Since my parents were Scotch, born in Scotland and raised in Scotland, my father was able to go to Canada to work, because he was of British descent. He also went up there to, you see the castle in Scotland that he served his apprenticeship on was, in those days all of the land in Scotland belonged to the royal family as it still does today and nobody could own much land there, no common person could own very much land there.  But the Lord of the Shire that he lived in, it would be like a State here, the Lord of the Shire that he lived in was Inverness Shire or Ross Shire, I don’t  remember which but I think it was Inverness Shire, they would build something to give the people work and they were building a castle that he served his time out.  His seven years of learning to be a stonemason.  And that was the castle of, the Lord of the area at that time was Lord Lovat and if you had seen any of the pictures  from the pages of Europe in the 2nd World War, he was leading troops there.  Now there was a man that came to Canada there named Grensville.  He was an industrialist.  And he wanted to make a castle for his wife.  He got to be quite rich in Canada and he went down to California and later on became Dunsmuir down there.  He wanted to build a castle for his wife.  He promised his wife, I guess when he married her, that he was going to build her a castle like the rest of us do you know.  So he went to Scotland and he looked over all the castles and he liked the Lord Lovat Castle that my father had served his apprenticeship on.  And so Lord Lovat got in touch with all of the stonecutters that were on the Pacific Coast here and had worked on Lord Lovat’s castle, so he called them all together and they went to Canada and built a little castle there called Dunsmuir’s castle.  Dunsmuir’s not exactly the right name for it, but now it’s a historical museum in Victoria there.
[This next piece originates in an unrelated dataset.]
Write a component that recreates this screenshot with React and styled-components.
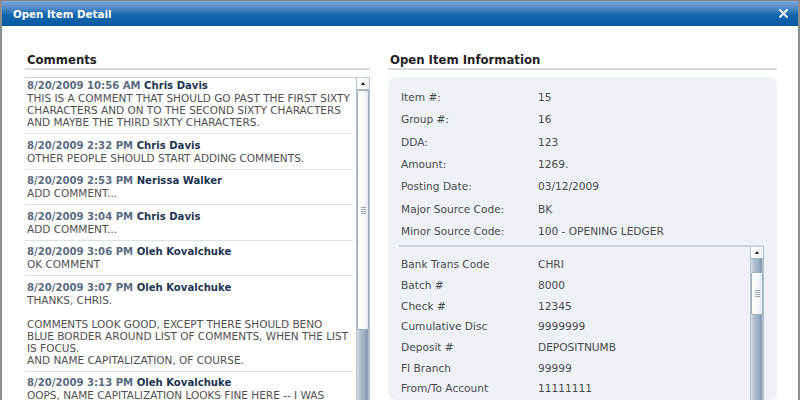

They came back to the United States, we had our place on the Island here before they went to Canada, and when they came back why my uncle was still living there. He would go to Sea and then come back and live in the place.  And while we were gone this Mr. Arnold that had the farm at Crystal Springs, he planted the whole place in potatoes.  I don’t know whether he took some of them to the Klondike with him or not, but anyhow there was always a market for potatoes because there was always – there was a tremendous amount of food that went out of Seattle because of the Klondike gold rush.  Any kind of a ship that was available would go out … 
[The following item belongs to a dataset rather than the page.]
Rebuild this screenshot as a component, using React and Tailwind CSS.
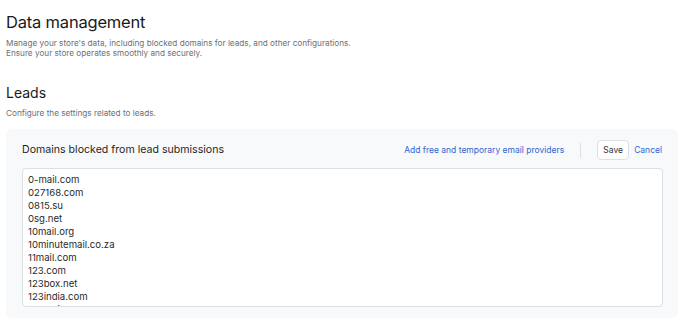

My mother and father had a reason to come back, because I was about to be born. I was born in Seattle.  All the rest of the kids eight, nine, ten kids were born at Crystal Springs.  But I was born in Seattle because when they came back from Victoria, why they rented a little house in Seattle waiting for the spring to come so they could go back to the place on the Island. 

Burt Lindquist who lived on the shore where the Lindquist float was, he told me “I remember when you come, George. I was about five years old.” And I said “And how do you remember that?” Well he said that his father had a little boat, and had run out to bring my folks to shore.  It was my mother and father.  I had three older brothers and two older sisters.  Well I said “And what was so exciting about that?” “Well, you were in a little blanket.” And I said, “that wasn’t unusual”.  “No”, he said, “I was just awful glad to see some other kids coming because there were no kids in the neighborhood to play with.” Well I said, “was that the thing that impressed you most?” “No” he said, “the thing that impressed me most was they shoved a cow overboard.” You see these little boats had a freight deck and the freight deck wasn’t any higher than this table off the water.  I was born in a little town in Seattle on Green Lake called Latona and there’s still a street there called Latona Street.  We came ashore at Lindquist’s float and the cow walked to the place, because everybody had to have a cow. 

 

Biography – George Alexander Munro  

George Alexander Munro was born February 4th, 1900.  He was the sixth child of Alexander and Janet Munro, and from an early age he was extremely intelligent, curious and overflowing with fun.  He possessed a heightened understanding of “quality of life” and he lived his life in a way that allowed him to enjoy every day to the fullest.

George grew up on the family farm at Crystal Springs (Bainbridge Island, Washington) and on the waters of Port Orchard Bay.  He attended Crystal Springs School, walking the mile or so to school with brothers, sisters and neighborhood kids.  Later he attended Queen Ann High School in Seattle.

As teen years turned to 20′s George went to work in the Puget Sound Navy Shipyard in Bremerton where he apprenticed to become an electrician.  He and some buddies got tired of commuting by rowboat, so they lived in a tent in Manette.  They hiked on Mount Rainier, joined the Masonic Lodge, organized an Apprentice Football team and chased girls.  Some of the ladies “chased back” as well.  Referring to George’s red hair, one girl wrote “Dear Carrot-top, it must be so cold in that old tent.  Why don’t you come to my house where it is nice and warm!”

George earned college money by putting electrical wiring into many Bainbridge Island homes – their first electric lights.  He used the money to attend Washington State College in Pullman and was a “Cougar” for the rest of his life.

Betty Troll came to the Island to teach school in the early 1930′s.  She married George Munro and they raised three children together, David, Ronald and Ralph.

In his later years, George was a curious enigma to some.  He lived a very self-sufficient life in his little house on the beachfront.  When a log washed up on the beach he would quietly tie or chain it in place.  He would pull any nails and salvage them to use later.  Then he would saw up the log to burn in his wood cook stove.  He would go fishing in his rowboat nearly every day the weather allowed, with fishing line wrapped onto a piece of salvaged board that he held in his teeth while he rowed.  Dinner was usually fish.  Often it was clams from the beach. 

None of us realized at the time, but George was primarily responsible for the great clamming on the Munro beach – quietly ridding the beach of the Moon Sails that decimate clam populations.  At the same time, he would clean the beach of trash and he was always scouting for driftwood or other treasures to be stored here or there for later use.  Some of the newer neighbors would worry about him if the power went out in the dead of winter. But when they stopped by, they would find him reading in a warm living room heated with gravity fed water and a gravity fed oil stove – far more comfortable than his neighbors.

George passed away on February 14th, 1999 at the age of Ninety-Nine.